- [Written task]:
All lines below must be repeated exactly, with the pictures omitted.

#####

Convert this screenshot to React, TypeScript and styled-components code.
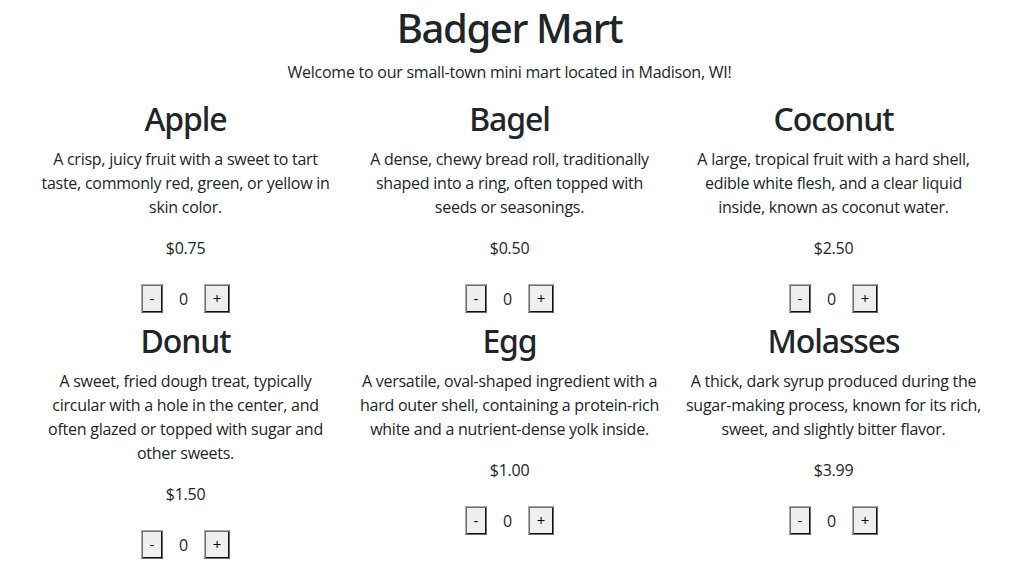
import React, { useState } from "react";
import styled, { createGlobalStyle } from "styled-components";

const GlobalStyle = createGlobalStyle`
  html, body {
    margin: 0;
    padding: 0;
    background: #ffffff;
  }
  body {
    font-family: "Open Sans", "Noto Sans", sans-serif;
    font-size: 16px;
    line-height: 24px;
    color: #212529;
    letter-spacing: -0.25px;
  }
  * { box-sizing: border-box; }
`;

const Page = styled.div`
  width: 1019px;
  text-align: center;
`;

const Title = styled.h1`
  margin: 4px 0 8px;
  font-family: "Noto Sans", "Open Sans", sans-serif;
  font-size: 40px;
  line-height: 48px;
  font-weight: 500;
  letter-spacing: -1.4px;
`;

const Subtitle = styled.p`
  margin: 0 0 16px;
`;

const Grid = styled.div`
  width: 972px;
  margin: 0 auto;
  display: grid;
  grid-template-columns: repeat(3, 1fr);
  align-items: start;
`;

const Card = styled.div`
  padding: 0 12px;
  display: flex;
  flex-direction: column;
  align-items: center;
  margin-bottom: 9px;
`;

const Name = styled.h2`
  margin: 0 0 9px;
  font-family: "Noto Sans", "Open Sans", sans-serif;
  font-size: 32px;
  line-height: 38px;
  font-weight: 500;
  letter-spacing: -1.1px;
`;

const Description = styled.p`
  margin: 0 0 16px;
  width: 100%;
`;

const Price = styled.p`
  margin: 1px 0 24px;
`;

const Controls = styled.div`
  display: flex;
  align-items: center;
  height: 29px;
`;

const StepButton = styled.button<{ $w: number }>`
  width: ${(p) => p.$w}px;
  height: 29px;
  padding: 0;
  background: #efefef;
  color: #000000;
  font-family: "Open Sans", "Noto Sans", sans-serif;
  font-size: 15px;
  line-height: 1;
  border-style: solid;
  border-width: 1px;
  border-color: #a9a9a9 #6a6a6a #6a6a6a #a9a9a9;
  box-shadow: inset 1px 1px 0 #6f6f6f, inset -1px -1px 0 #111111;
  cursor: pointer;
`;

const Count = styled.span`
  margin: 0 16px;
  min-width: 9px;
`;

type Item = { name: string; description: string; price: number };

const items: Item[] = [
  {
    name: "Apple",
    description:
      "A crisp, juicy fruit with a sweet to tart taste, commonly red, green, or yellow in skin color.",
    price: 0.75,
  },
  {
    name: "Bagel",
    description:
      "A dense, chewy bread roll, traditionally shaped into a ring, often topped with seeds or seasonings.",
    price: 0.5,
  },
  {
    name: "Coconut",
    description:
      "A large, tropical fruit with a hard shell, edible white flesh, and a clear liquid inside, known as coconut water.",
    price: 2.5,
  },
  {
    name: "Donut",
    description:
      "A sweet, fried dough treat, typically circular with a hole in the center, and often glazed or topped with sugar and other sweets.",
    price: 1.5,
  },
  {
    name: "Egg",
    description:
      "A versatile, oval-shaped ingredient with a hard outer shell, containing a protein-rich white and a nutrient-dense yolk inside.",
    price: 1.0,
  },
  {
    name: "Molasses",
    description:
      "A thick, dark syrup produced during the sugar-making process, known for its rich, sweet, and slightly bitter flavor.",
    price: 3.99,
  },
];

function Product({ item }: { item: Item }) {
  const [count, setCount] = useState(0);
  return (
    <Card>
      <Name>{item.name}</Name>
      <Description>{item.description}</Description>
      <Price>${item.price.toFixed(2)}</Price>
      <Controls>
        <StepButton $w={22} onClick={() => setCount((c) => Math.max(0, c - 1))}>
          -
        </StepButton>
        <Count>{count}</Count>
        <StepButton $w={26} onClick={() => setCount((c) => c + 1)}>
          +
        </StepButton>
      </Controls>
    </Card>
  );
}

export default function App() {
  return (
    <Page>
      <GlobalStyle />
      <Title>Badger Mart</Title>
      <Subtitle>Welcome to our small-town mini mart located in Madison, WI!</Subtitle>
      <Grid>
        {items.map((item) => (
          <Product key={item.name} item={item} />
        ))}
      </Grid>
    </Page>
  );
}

#####

- [Solution]:
Convert this screenshot to React, TypeScript and styled-components code.
import React, { useState } from "react";
import styled, { createGlobalStyle } from "styled-components";

const GlobalStyle = createGlobalStyle`
  html, body {
    margin: 0;
    padding: 0;
    background: #ffffff;
  }
  body {
    font-family: "Open Sans", "Noto Sans", sans-serif;
    font-size: 16px;
    line-height: 24px;
    color: #212529;
    letter-spacing: -0.25px;
  }
  * { box-sizing: border-box; }
`;

const Page = styled.div`
  width: 1019px;
  text-align: center;
`;

const Title = styled.h1`
  margin: 4px 0 8px;
  font-family: "Noto Sans", "Open Sans", sans-serif;
  font-size: 40px;
  line-height: 48px;
  font-weight: 500;
  letter-spacing: -1.4px;
`;

const Subtitle = styled.p`
  margin: 0 0 16px;
`;

const Grid = styled.div`
  width: 972px;
  margin: 0 auto;
  display: grid;
  grid-template-columns: repeat(3, 1fr);
  align-items: start;
`;

const Card = styled.div`
  padding: 0 12px;
  display: flex;
  flex-direction: column;
  align-items: center;
  margin-bottom: 9px;
`;

const Name = styled.h2`
  margin: 0 0 9px;
  font-family: "Noto Sans", "Open Sans", sans-serif;
  font-size: 32px;
  line-height: 38px;
  font-weight: 500;
  letter-spacing: -1.1px;
`;

const Description = styled.p`
  margin: 0 0 16px;
  width: 100%;
`;

const Price = styled.p`
  margin: 1px 0 24px;
`;

const Controls = styled.div`
  display: flex;
  align-items: center;
  height: 29px;
`;

const StepButton = styled.button<{ $w: number }>`
  width: ${(p) => p.$w}px;
  height: 29px;
  padding: 0;
  background: #efefef;
  color: #000000;
  font-family: "Open Sans", "Noto Sans", sans-serif;
  font-size: 15px;
  line-height: 1;
  border-style: solid;
  border-width: 1px;
  border-color: #a9a9a9 #6a6a6a #6a6a6a #a9a9a9;
  box-shadow: inset 1px 1px 0 #6f6f6f, inset -1px -1px 0 #111111;
  cursor: pointer;
`;

const Count = styled.span`
  margin: 0 16px;
  min-width: 9px;
`;

type Item = { name: string; description: string; price: number };

const items: Item[] = [
  {
    name: "Apple",
    description:
      "A crisp, juicy fruit with a sweet to tart taste, commonly red, green, or yellow in skin color.",
    price: 0.75,
  },
  {
    name: "Bagel",
    description:
      "A dense, chewy bread roll, traditionally shaped into a ring, often topped with seeds or seasonings.",
    price: 0.5,
  },
  {
    name: "Coconut",
    description:
      "A large, tropical fruit with a hard shell, edible white flesh, and a clear liquid inside, known as coconut water.",
    price: 2.5,
  },
  {
    name: "Donut",
    description:
      "A sweet, fried dough treat, typically circular with a hole in the center, and often glazed or topped with sugar and other sweets.",
    price: 1.5,
  },
  {
    name: "Egg",
    description:
      "A versatile, oval-shaped ingredient with a hard outer shell, containing a protein-rich white and a nutrient-dense yolk inside.",
    price: 1.0,
  },
  {
    name: "Molasses",
    description:
      "A thick, dark syrup produced during the sugar-making process, known for its rich, sweet, and slightly bitter flavor.",
    price: 3.99,
  },
];

function Product({ item }: { item: Item }) {
  const [count, setCount] = useState(0);
  return (
    <Card>
      <Name>{item.name}</Name>
      <Description>{item.description}</Description>
      <Price>${item.price.toFixed(2)}</Price>
      <Controls>
        <StepButton $w={22} onClick={() => setCount((c) => Math.max(0, c - 1))}>
          -
        </StepButton>
        <Count>{count}</Count>
        <StepButton $w={26} onClick={() => setCount((c) => c + 1)}>
          +
        </StepButton>
      </Controls>
    </Card>
  );
}

export default function App() {
  return (
    <Page>
      <GlobalStyle />
      <Title>Badger Mart</Title>
      <Subtitle>Welcome to our small-town mini mart located in Madison, WI!</Subtitle>
      <Grid>
        {items.map((item) => (
          <Product key={item.name} item={item} />
        ))}
      </Grid>
    </Page>
  );
}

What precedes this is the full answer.